Ma Roma rinasce ogni volta. A Bisanzio, che esiste ancora per secoli. Nella corona di Carlo Magno come in quella di Napoleone. Con l’impero britannico, che arriva a possedere un quarto del mondo e si percepisce come il degno successore. A Mosca che si sente addirittura «la terza Roma». Nelle manie di grandezza di Mussolini, dove diventa imitazione e parodia. Fino all’epoca degli Stati Uniti, che si raffigurano (ancora) come la potenza più grande della storia e si paragonano inevitabilmente alla città di Cesare. Diciamo, dicevamo, pax americana perché il riferimento è la pax romana, in un’accezione più ambigua che positiva. Quando John Kennedy nel ’63 parla di fronte al Muro, parte dalla frase civis romanus sum per arrivare all’invenzione geniale «io sono un berlinese». Un respiro universale, al di là di popoli, origini, religioni. L’Urbe dominava il mondo perché non ne aveva paura: lo straniero non poteva che essere o diventare romano. Il progenitore Enea era tecnicamente un profugo.

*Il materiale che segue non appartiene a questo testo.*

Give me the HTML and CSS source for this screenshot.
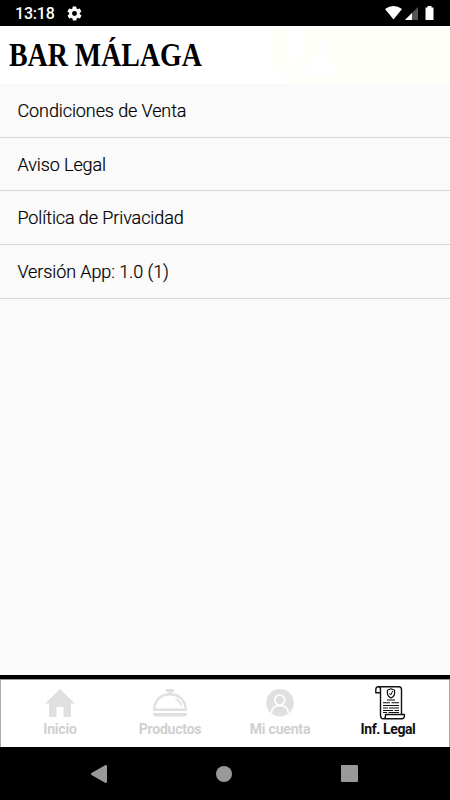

Roma vive, il fascino resiste, «il potere sulle anime» è l’ambizione di ogni tempo. E vale anche per i profeti della nuova era. Cazzullo lo racconta e ironizza (fa bene). Mark Zuckerberg si sente Augusto rinato, con miliardi di persone nel suo pianeta parallelo, mentre Elon Musk si è subito proclamato imperatore di Marte. Volevano anche sfidarsi al Colosseo ma per fortuna era uno scherzo. Con due guerre alle porte, dentro le porte, tra i carrarmati russi e le stragi di Hamas, l’Occidente (presunto) erede dell’antica Roma ha smarrito l’idea di pax e molta fiducia in sé stesso. Più che gli storici di Augusto e dell’età dell’oro, ci tocca rileggere le pagine sul declino e la caduta dell’impero. Per Cicerone può servire, perché «la storia è maestra di vita». Per Eugenio Montale non porterà a nulla, perché «la storia non è magistra di niente che ci riguardi». In questi giorni, e speriamo passi, si intravede l’ombra di Scipione Emiliano a Cartagine: ripensiamo al passato, guardiamo le rovine del presente, piangiamo già per il futuro.